In a network, flooding is the forwarding by a router of a packet from any node to every other node attached to the router except the node from which the packet arrived. Flooding is a way to distribute routing information updates quickly to every node in a large network. It is also sometimes used in multicast packets (from one source node to many specific nodes in a real or virtual network).
The Internet's Open Shortest Path First (OSPF) protocol, which updates router information in a network, uses flooding.
Flooding vs Broadcasting
Routing is the process of choosing which paths to be used to send network traffic, and sending the packets along the selected sub-network. Flooding and Broadcast are two routing algorithms used in computer networks today. Flooding sends all incoming packets through every outgoing edge. Broadcasting means every device in the network will receive a packet.
What is Flooding?
Flooding is a very simple routing algorithm which sends all incoming packets through every outgoing edge. Because of how this routing algorithm works, a packet is guaranteed to be delivered (if it can be delivered).
What is Broadcasting?
Broadcasting is a method used in computer networking, which makes sure that every device in the network will receive a (broadcasted) packet. Because broadcasting can impact performance in a negative way, not every network technology supports broadcasting. X.25 and frame relay does not support broadcasting and there is no such thing as internet-wide broadcasting.

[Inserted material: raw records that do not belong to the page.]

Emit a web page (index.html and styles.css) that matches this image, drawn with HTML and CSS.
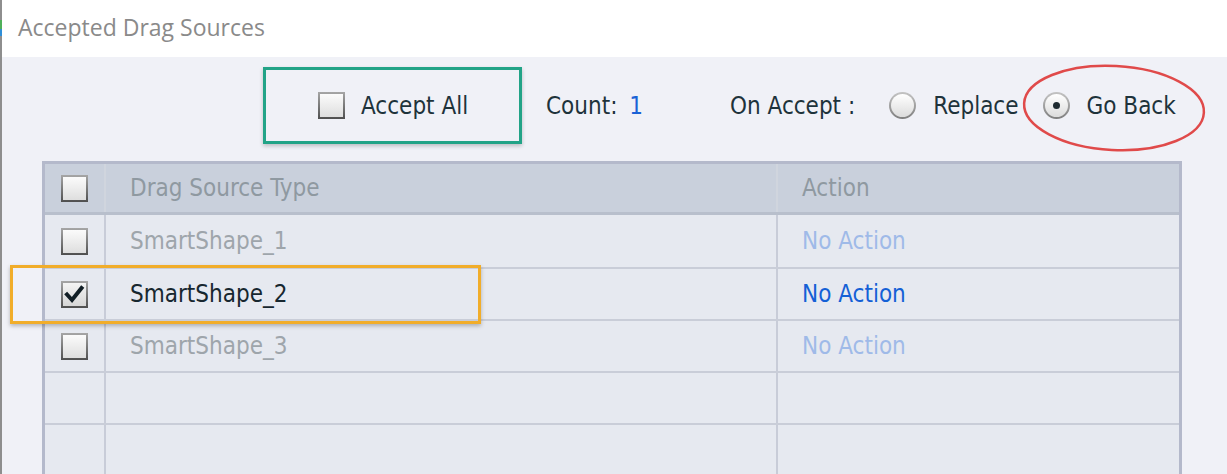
FILE: index.html
```html
<!DOCTYPE html>
<html lang="en">
<head>
<meta charset="utf-8">
<title>Accepted Drag Sources</title>
<link rel="stylesheet" href="styles.css">
</head>
<body>
<div class="window">
  <div class="titlebar">Accepted Drag Sources</div>
  <div class="content">
    <div class="toolbar">
      <div class="accept-all">
        <span class="cb"></span>
        <span class="label">Accept All</span>
      </div>
      <span class="count">Count: <span class="num">1</span></span>
      <span class="on-accept">On Accept :</span>
      <span class="radio"></span>
      <span class="opt">Replace</span>
      <span class="radio on"></span>
      <span class="opt">Go Back</span>
      <svg class="ring" width="190" height="96" viewBox="0 0 190 96">
        <ellipse cx="95" cy="48" rx="90" ry="42" transform="rotate(3 95 48)" fill="none" stroke="#e04a4a" stroke-width="2.5"/>
      </svg>
    </div>
    <div class="table">
      <div class="hrow">
        <div class="cell c1"><span class="cb"></span></div>
        <div class="cell c2">Drag Source Type</div>
        <div class="cell c3">Action</div>
      </div>
      <div class="row dim">
        <div class="cell c1"><span class="cb"></span></div>
        <div class="cell c2">SmartShape_1</div>
        <div class="cell c3 act">No Action</div>
      </div>
      <div class="row active">
        <div class="cell c1"><span class="cb checked"><svg width="23" height="23" viewBox="0 0 23 23"><path d="M4 11.5 L9 17 L18.5 5" fill="none" stroke="#111e25" stroke-width="4" stroke-linecap="square" stroke-linejoin="miter"/></svg></span></div>
        <div class="cell c2">SmartShape_2</div>
        <div class="cell c3 act">No Action</div>
      </div>
      <div class="row dim">
        <div class="cell c1"><span class="cb"></span></div>
        <div class="cell c2">SmartShape_3</div>
        <div class="cell c3 act">No Action</div>
      </div>
      <div class="row">
        <div class="cell c1"></div>
        <div class="cell c2"></div>
        <div class="cell c3"></div>
      </div>
      <div class="row">
        <div class="cell c1"></div>
        <div class="cell c2"></div>
        <div class="cell c3"></div>
      </div>
      <div class="highlight"></div>
    </div>
  </div>
</div>
</body>
</html>
```
FILE: styles.css
```css
html, body {
  margin: 0;
  padding: 0;
}
body {
  width: 1227px;
  height: 474px;
  overflow: hidden;
  background: #f0f1f7;
  font-family: "DejaVu Sans Condensed", "DejaVu Sans", sans-serif;
  font-stretch: condensed;
  font-size: 24px;
  color: #1e333b;
}
.window {
  position: relative;
  height: 474px;
  box-sizing: border-box;
  border-left: 2px solid #8e8e8e;
}
.titlebar {
  position: relative;
  height: 57px;
  box-sizing: border-box;
  background: #ffffff;
  display: flex;
  align-items: center;
  padding-left: 16px;
  padding-bottom: 3px;
  font-family: "Open Sans", sans-serif;
  font-stretch: normal;
  font-size: 23px;
  color: #8a8a8a;
}
.titlebar::before {
  content: "";
  position: absolute;
  left: -2px;
  top: 20px;
  width: 2px;
  height: 16px;
  background: linear-gradient(#4fb05a 0%, #4fb05a 55%, #2f8fd8 60%, #2f8fd8 100%);
}
.content {
  background: #f0f1f7;
}
.toolbar {
  position: relative;
  display: flex;
  align-items: center;
  height: 104px;
  box-sizing: border-box;
  padding-top: 10px;
  padding-bottom: 17px;
}
.accept-all {
  margin-left: 261px;
  width: 259px;
  height: 77px;
  box-sizing: border-box;
  border: 3px solid #22a387;
  box-shadow: 0 2px 4px rgba(0, 0, 0, 0.22);
  display: flex;
  align-items: center;
  padding-left: 52px;
  gap: 16px;
}
.cb {
  display: inline-flex;
  align-items: center;
  justify-content: center;
  width: 27px;
  height: 27px;
  box-sizing: border-box;
  border: 2px solid transparent;
  background:
    linear-gradient(#fbfbfb, #dedede) padding-box,
    linear-gradient(#a6a6a6, #4f4f4f) border-box;
  flex: none;
}
.cb.checked {
  background:
    linear-gradient(#f4f4f4, #d6d6d6) padding-box,
    linear-gradient(#a6a6a6, #4f4f4f) border-box;
}
.count {
  margin-left: 24px;
}
.num {
  color: #1a62d6;
  margin-left: 5px;
}
.on-accept {
  margin-left: 87px;
}
.radio {
  position: relative;
  width: 27px;
  height: 27px;
  box-sizing: border-box;
  border-radius: 50%;
  border: 2px solid transparent;
  background:
    linear-gradient(#ffffff, #dcdcdc) padding-box,
    linear-gradient(#c4c4c4, #7e7e7e) border-box;
  flex: none;
  margin-left: 34px;
  margin-right: 17px;
}
.radio.on {
  margin-left: 24px;
}
.radio.on::after {
  content: "";
  position: absolute;
  left: 50%;
  top: 50%;
  width: 7px;
  height: 7px;
  margin: -3.5px 0 0 -3.5px;
  border-radius: 50%;
  background: #1e2a30;
}
.ring {
  position: absolute;
  left: 1017px;
  top: 3px;
}
.table {
  position: relative;
  margin-left: 40px;
  width: 1140px;
  box-sizing: border-box;
  border: 3px solid #b4b9cb;
  border-bottom: none;
  background: #e6e9f0;
}
.hrow, .row {
  display: grid;
  grid-template-columns: 61px 672px 1fr;
}
.hrow {
  height: 51px;
  box-sizing: border-box;
  background: #c9d0dc;
  border-bottom: 3px solid #b8bfcc;
  color: #8f99a1;
}
.row {
  height: 52px;
  box-sizing: border-box;
}
.row + .row {
  border-top: 2px solid #c9cdd8;
}
.cell {
  display: flex;
  align-items: center;
  box-sizing: border-box;
}
.c1 {
  justify-content: center;
  border-right: 2px solid #c8ccd8;
}
.c2 {
  padding-left: 24px;
  border-right: 2px solid #c8ccd8;
}
.c3 {
  padding-left: 24px;
}
.hrow .c1, .hrow .c2 {
  border-right-color: #d0d5de;
}
.row.dim .c2 {
  color: #9ea5ab;
}
.row.dim .act {
  color: #9fbae8;
}
.row.active .c2 {
  color: #17272f;
}
.row.active .act {
  color: #1460d6;
}
.highlight {
  position: absolute;
  left: -35px;
  top: 101px;
  width: 471px;
  height: 59px;
  box-sizing: border-box;
  border: 3px solid #f1ad2a;
  box-shadow: 0 2px 4px rgba(0, 0, 0, 0.25);
}
```
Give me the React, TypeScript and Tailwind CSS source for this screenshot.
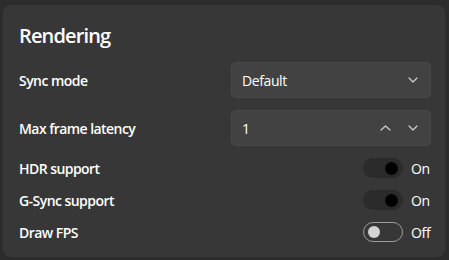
import React from "react";

const font = { fontFamily: '"Segoe UI", "Open Sans", "Noto Sans", sans-serif' };

function ChevronDown() {
  return (
    <svg width="10" height="6" viewBox="0 0 10 6" fill="none">
      <path d="M1 1 L5 5 L9 1" stroke="#cfcfcf" strokeWidth="1.2" strokeLinecap="round" strokeLinejoin="round" />
    </svg>
  );
}
function ChevronUp() {
  return (
    <svg width="11" height="6" viewBox="0 0 11 6" fill="none">
      <path d="M1 5 L5.5 1 L10 5" stroke="#cfcfcf" strokeWidth="1.2" strokeLinecap="round" strokeLinejoin="round" />
    </svg>
  );
}

function Toggle({ on }: { on: boolean }) {
  return (
    <div className="flex items-center gap-2">
      {on ? (
        <div className="w-[40px] h-[20px] rounded-full bg-[#2b2b2b] flex items-center justify-end pr-[5px]">
          <div className="w-[13px] h-[13px] rounded-full bg-black" />
        </div>
      ) : (
        <div className="w-[40px] h-[20px] rounded-full border border-[#9b9b9b] flex items-center pl-[4px]">
          <div className="w-[12px] h-[12px] rounded-full bg-[#d4d4d4]" />
        </div>
      )}
      <span className="text-[14px] text-white w-[20px] tracking-[-0.3px]">{on ? "On" : "Off"}</span>
    </div>
  );
}

const label = "text-[14px] font-semibold text-white tracking-[-0.55px]";

export default function App() {
  return (
    <div className="w-[449px] h-[260px] bg-[#2c2c2c] pl-[3px] pt-[5px]" style={font}>
      <div className="w-[442px] h-[252px] bg-[#373737] rounded-[8px] pt-[17px] pl-[16px] pr-[14px] flex flex-col gap-3">
        <div className="text-[20px] leading-[28px] font-semibold text-white tracking-[-0.85px]">Rendering</div>
        <div className="flex items-center justify-between h-[36px]">
          <span className={label}>Sync mode</span>
          <div className="w-[200px] h-[36px] rounded-[5px] bg-[#424242] border border-[#474747] flex items-center justify-between pl-[10px] pr-[12px]">
            <span className="text-[14px] text-white tracking-[-0.4px]">Default</span>
            <ChevronDown />
          </div>
        </div>
        <div className="flex items-center justify-between h-[36px]">
          <span className={label}>Max frame latency</span>
          <div className="w-[200px] h-[36px] rounded-[5px] bg-[#424242] border border-[#474747] flex items-center pl-[10px] pr-[12px]">
            <span className="text-[14px] text-white flex-1">1</span>
            <div className="flex items-center gap-[17px]">
              <ChevronUp />
              <ChevronDown />
            </div>
          </div>
        </div>
        <div className="flex items-center justify-between h-[20px]">
          <span className={label}>HDR support</span>
          <Toggle on />
        </div>
        <div className="flex items-center justify-between h-[20px]">
          <span className={label}>G-Sync support</span>
          <Toggle on />
        </div>
        <div className="flex items-center justify-between h-[20px]">
          <span className={label}>Draw FPS</span>
          <Toggle on={false} />
        </div>
      </div>
    </div>
  );
}
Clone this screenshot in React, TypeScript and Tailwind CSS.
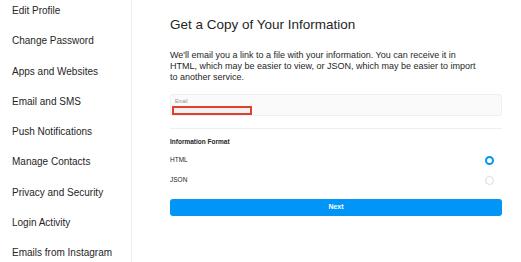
import React from 'react';

const menu = [
  'Edit Profile',
  'Change Password',
  'Apps and Websites',
  'Email and SMS',
  'Push Notifications',
  'Manage Contacts',
  'Privacy and Security',
  'Login Activity',
  'Emails from Instagram',
];

const Radio: React.FC<{ checked?: boolean }> = ({ checked }) =>
  checked ? (
    <span className="w-[9px] h-[9px] rounded-full border-[2.5px] border-[#0095f6] bg-white" />
  ) : (
    <span className="w-[9px] h-[9px] rounded-full border border-[#dbdbdb] bg-white" />
  );

export default function App() {
  return (
    <div className="w-[521px] h-[262px] overflow-hidden bg-white flex font-['Liberation_Sans',Arial,sans-serif] text-[#262626]">
      <aside className="w-[132px] shrink-0 border-r border-[#efefef] flex flex-col -mt-[4px]">
        {menu.map((item) => (
          <div key={item} className="h-[30.25px] shrink-0 flex items-center pl-[12px] text-[10px] leading-none">
            {item}
          </div>
        ))}
      </aside>

      <main className="flex-1 pl-[38px] pr-[19px] pt-[17px]">
        <h1 className="text-[13.5px] leading-[16px]">Get a Copy of Your Information</h1>

        <p className="mt-[17px] text-[9px] leading-[11px]">
          We'll email you a link to a file with your information. You can receive it in
          <br />
          HTML, which may be easier to view, or JSON, which may be easier to import
          <br />
          to another service.
        </p>

        <div className="mt-[11px] h-[22px] bg-[#fafafa] border border-[#efefef] rounded-[3px] pl-[4px] pt-[3px]">
          <div className="text-[5px] leading-[6px] text-[#8e8e8e]">Email</div>
          <div className="ml-[-3px] mt-[2px] w-[80px] h-[9px] border-2 border-[#e0412f] bg-[#f2f2f2]" />
        </div>

        <div className="mt-[12px] border-t border-[#efefef]" />

        <div className="mt-[9px] text-[6.5px] leading-[8px] font-bold">Information Format</div>

        <div className="mt-[8px] h-[12px] flex items-center justify-between pr-[8px] text-[6.5px]">
          <span>HTML</span>
          <Radio checked />
        </div>
        <div className="mt-[8px] h-[12px] flex items-center justify-between pr-[8px] text-[6.5px]">
          <span>JSON</span>
          <Radio />
        </div>

        <button className="mt-[13px] w-full h-[17px] rounded-[3px] bg-[#0095f6] text-white text-[7px] font-bold flex items-center justify-center">
          Next
        </button>
      </main>
    </div>
  );
}
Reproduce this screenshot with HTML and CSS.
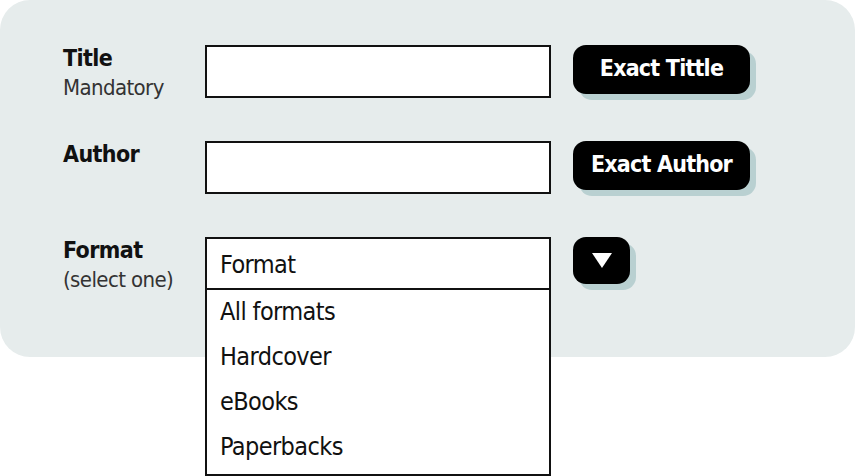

What is the difference between Flooding and Broadcasting?
Sending a packet to all hosts simultaneously is broadcasting. But flooding does not send packets to all hosts simultaneously. The packets would ultimately reach all nodes in the network due to flooding. Flooding may send the same packet along the same link multiple times, but broadcasting sends a packet along a link at most once. Several copies of the same packet may reach nodes in flooding, while broadcasting does not cause that problem. Unlike flooding, broadcasting is done by specifying a special broadcast address on packets.